A justa medida


Arrumando livros veio-me à mão um, que comprei em 1982, era então estudante, intitulado «D. Duarte e os Prosadores da Casa de Avis», selecção, prefácio e notas de Rodrigues Lapa. Nele encontrei um excerto do «Leal Conselheiro» onde D. Duarte apresenta para «a guerra contra os mouros» a justificação moral que passo a transcrever, com as notas de Rodrigues Lapa:

«A guerra dos mouros tenhamos que é um bem de fazer, pois que a Santa Igreja assi o determina e nom dá lugar a fraqueza do coraçom, que faça consciencia [escrúpulos] onde aver se nom deve. E sobr'ela eu vi fazer ua questom, que per eles se dizia seer feita, em esta guisa.

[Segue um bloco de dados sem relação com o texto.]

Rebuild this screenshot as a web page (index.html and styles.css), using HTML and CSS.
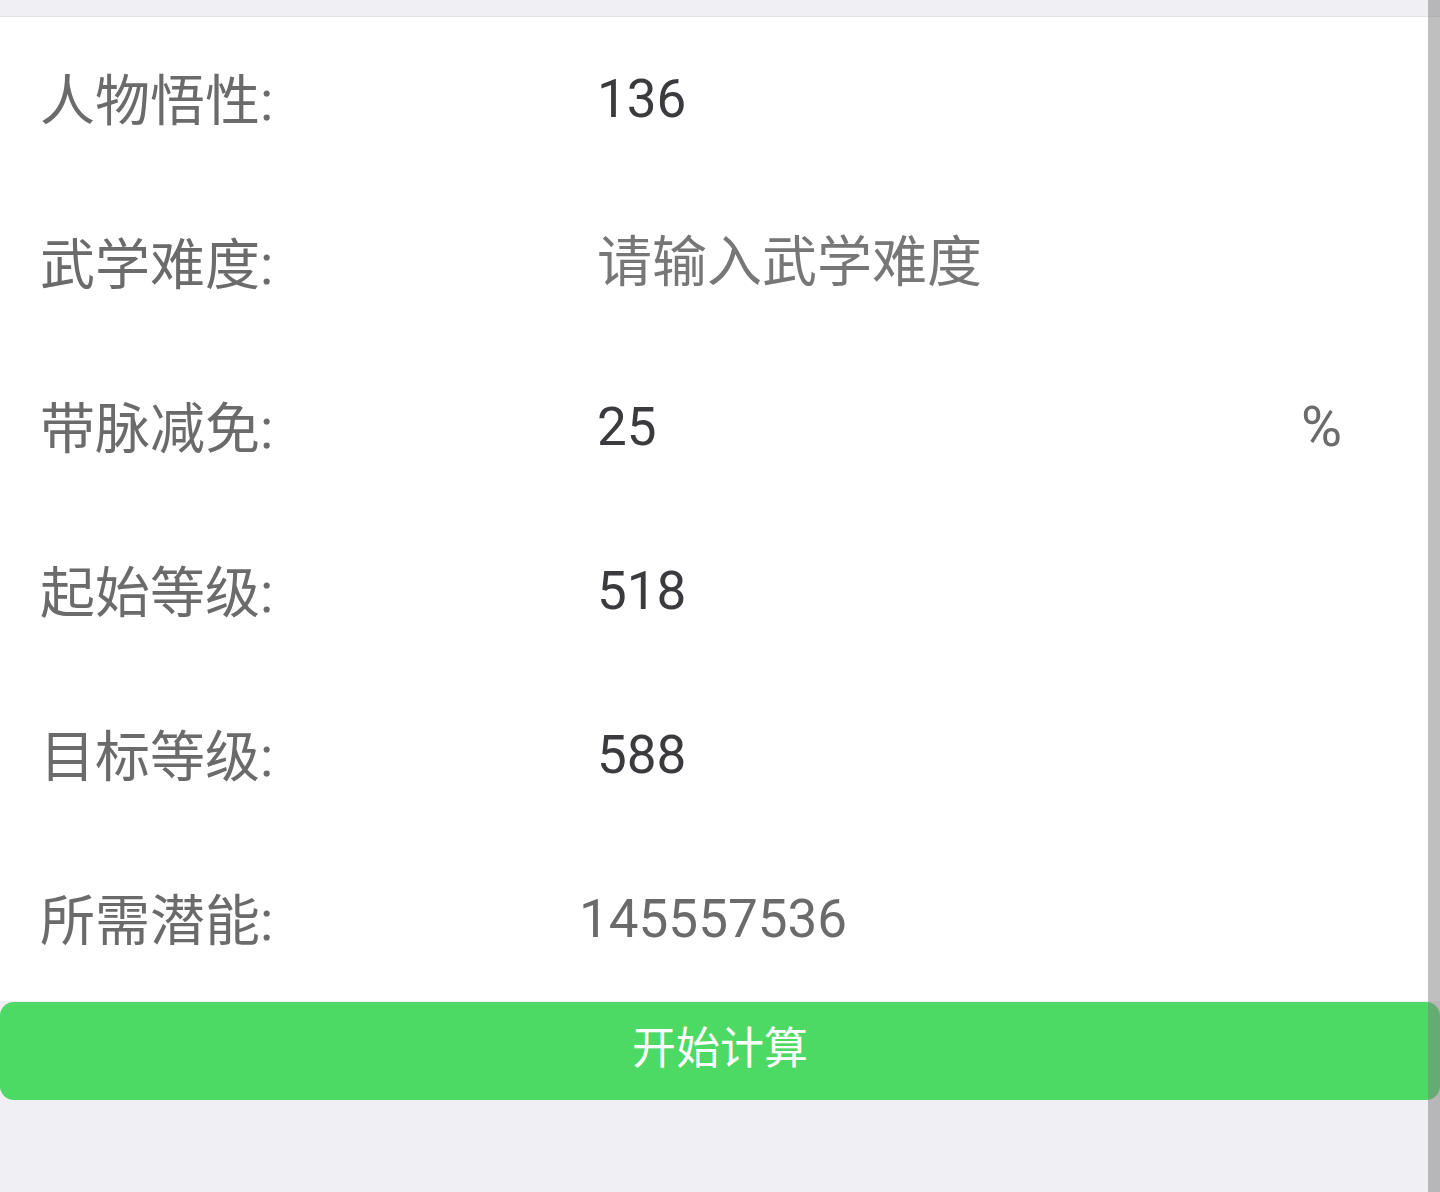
FILE: index.html
```html
<!DOCTYPE html>
<html lang="zh-CN">

<head>
  <meta charset="UTF-8">
  <meta name="viewport" content="width=device-width, initial-scale=1.0">
  <title>潜能计算</title>
  <link rel="stylesheet" href="styles.css">
</head>

<body>

  <!-- top strip -->
  <div class="topbar"></div>

  <!-- form -->
  <div class="form">
    <div class="row">
      <label class="row-label">人物悟性:</label>
      <input class="row-input" type="number" value="136">
    </div>
    <div class="row">
      <label class="row-label">武学难度:</label>
      <input class="row-input" type="number" placeholder="请输入武学难度">
    </div>
    <div class="row">
      <label class="row-label">带脉减免:</label>
      <input class="row-input" type="number" value="25">
      <span class="row-unit">%</span>
    </div>
    <div class="row">
      <label class="row-label">起始等级:</label>
      <input class="row-input" type="number" value="518">
    </div>
    <div class="row">
      <label class="row-label">目标等级:</label>
      <input class="row-input" type="number" value="588">
    </div>
    <div class="row">
      <label class="row-label">所需潜能:</label>
      <span class="row-result" id="result">145557536</span>
    </div>
  </div>

  <button class="btn-calc" id="calcBtn">开始计算</button>

  <!-- overlay scrollbar -->
  <div class="scroll-thumb"></div>

</body>

</html>
```

FILE: styles.css
```css
html,
body {
  margin: 0;
  padding: 0;
}

body {
  background: #efeff4;
  font-family: Roboto, "Noto Sans CJK SC", sans-serif;
  height: 1192px;
  overflow: hidden;
}

/* Top strip */
.topbar {
  height: 16px;
  background: #efeff4;
  border-bottom: 1px solid #e2e2e6;
}

/* Form */
.form {
  background: #fff;
}

.row {
  display: flex;
  align-items: center;
  height: 164px;
  padding: 0 40px;
}

.row-label {
  width: 557px;
  flex-shrink: 0;
  padding-bottom: 6px;
  font-size: 55px;
  color: #6b6b6b;
}

.row-input {
  flex: 1;
  min-width: 0;
  border: none;
  outline: none;
  background: transparent;
  padding: 0;
  font-family: Roboto, "Noto Sans CJK SC", sans-serif;
  font-size: 53px;
  color: #3a3a3f;
  -moz-appearance: textfield;
}

.row-input::-webkit-outer-spin-button,
.row-input::-webkit-inner-spin-button {
  -webkit-appearance: none;
  margin: 0;
}

.row-input::placeholder {
  color: #777;
  font-size: 55px;
}

.row-unit {
  font-size: 56px;
  color: #6b6b6b;
  margin-right: 58px;
}

.row-result {
  margin-left: -18px;
  font-size: 53px;
  color: #6b6b6b;
}

/* Button */
.btn-calc {
  display: block;
  width: 100%;
  height: 98px;
  margin-top: 1px;
  padding: 0 0 12px;
  border: none;
  border-radius: 14px;
  background: #4cd964;
  color: #fff;
  font-family: "Noto Sans CJK SC", sans-serif;
  font-size: 44px;
  cursor: pointer;
}

.scroll-thumb {
  position: fixed;
  top: 0;
  right: 0;
  width: 12px;
  height: 100%;
  background: rgba(128, 128, 128, 0.5);
}
```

Diziam: por que razom fariamos contra eles peleja ou moveríamos guerra, pois soportávamos antre nós viverem judeus e outros mouros taes como eles? Ca, se todos aqueles [judeus que viviam entre nós] primeiro matássemos ou tornássemos a nossa lei, razoado lhes pareceria que os guerreássemos; mas soportar estes e matar eles [aqueles], por lhes ocupar e filhar as terras, nom pareceria justamente feito.
A qual respondo que, assim como eles per poderio temporal e deliberaçom de suas voontades contradizem nossa fé, daquela guisa perteece aos senhores contrariar ao temporal poderio e poê-los de sô [debaixo de] a obediência da Santa Igreja, em a qual ela nom os manda forçar pera filharem nossa lei, mas quer que sejam de tal guisa sogeitos que, se alguus a ela se quisessem tornar, livremente o poderem fazer, e per os outros aos cristãos nojo ou mal se nom faça [isto é: «se alguns mouros quisessem converter-se ao cristianismo, deviam poder fazê-lo livremente, sem que os seus antigos correligionários os molestassem»]; e porem mui justamente nós e todos senhores católicos lhe devemos fazer guerra pera tornar suas terras a obediencia da Santa Madre Igreja e poer em liberdade todos aqueles que a nossa fé quiserem viir que livremente o possam fazer; e os outros aos cristãos nom façom empeecimento [obstáculo].
E desque som em nosso poder, nom é razom fazer-lhes mais prema [constrangimento, opressão, violência] da que per o Santo Padre for mandado. Porque assi como cada uu dia [todos os dias] contra os desobedientes aos mandados da Santa Igreja somos chamados em ajuda de braço sagral [do braço eclesiástico], e, desque os fazemos obedecer, a ela perteece determinar o que deles se faça,- dessa guisa com muito maior rezom pera restituir as terras em que o nome de Nosso Senhor Jesu Cristo foi louvado, que per oe infiees per temporal poderio som forçosamente ocupadas, o Santo Padre muito dereitamente nos requere, e com prometimento de tantas perdoanças nos enduz pera fazermos tal guerra; da qual seer justa, persoa [pessoa] fiel, contra seu mandado, nom deve aver dúvida, com tanto que o procedimento dela seja com boa tençom e justamente feito per taes pessoas a que convenha.
E esso medês [e o mesmo podemos dizer] é das outras justas guerras, que os senhores com os do seu conselho acordam de fazer; ca em este caso aos outros do seu reino a que perteece de o em ela [na guerra] servir nom convem mais scoldrinhar [esmiuçar na consciência], mas sem embargo [livremente] podem matar, ferir e roubar, segundo per seu rei e senhor for ordenado; ca esto todo é per todos dereito determinado - que os que teem oficio de defensores o devem fazer, usando porém de piedade quanto mais poderem, com reguardo [respeito, consideração] de seu serviço, naqueles casos que per boos confessores e leterados nos for determinado; assi nos outros nom a devemos mais alargar, por seguirmos nossas voontades, do que eles aprovarem [A piedade a usar com os mouros vencidos também estava por assim dizer tabelada, não podendo dar-se largas à compaixão, para evitar abusos e demasiada familiaridade. D. Duarte em tudo segue a justa medida, evitando sobretudo as complicações sentimentais. A questão do mouro era um negócio de política e religião. Assim o considera]».

Saudosa memória de um tempo em que Portugal era governado por reis sábios.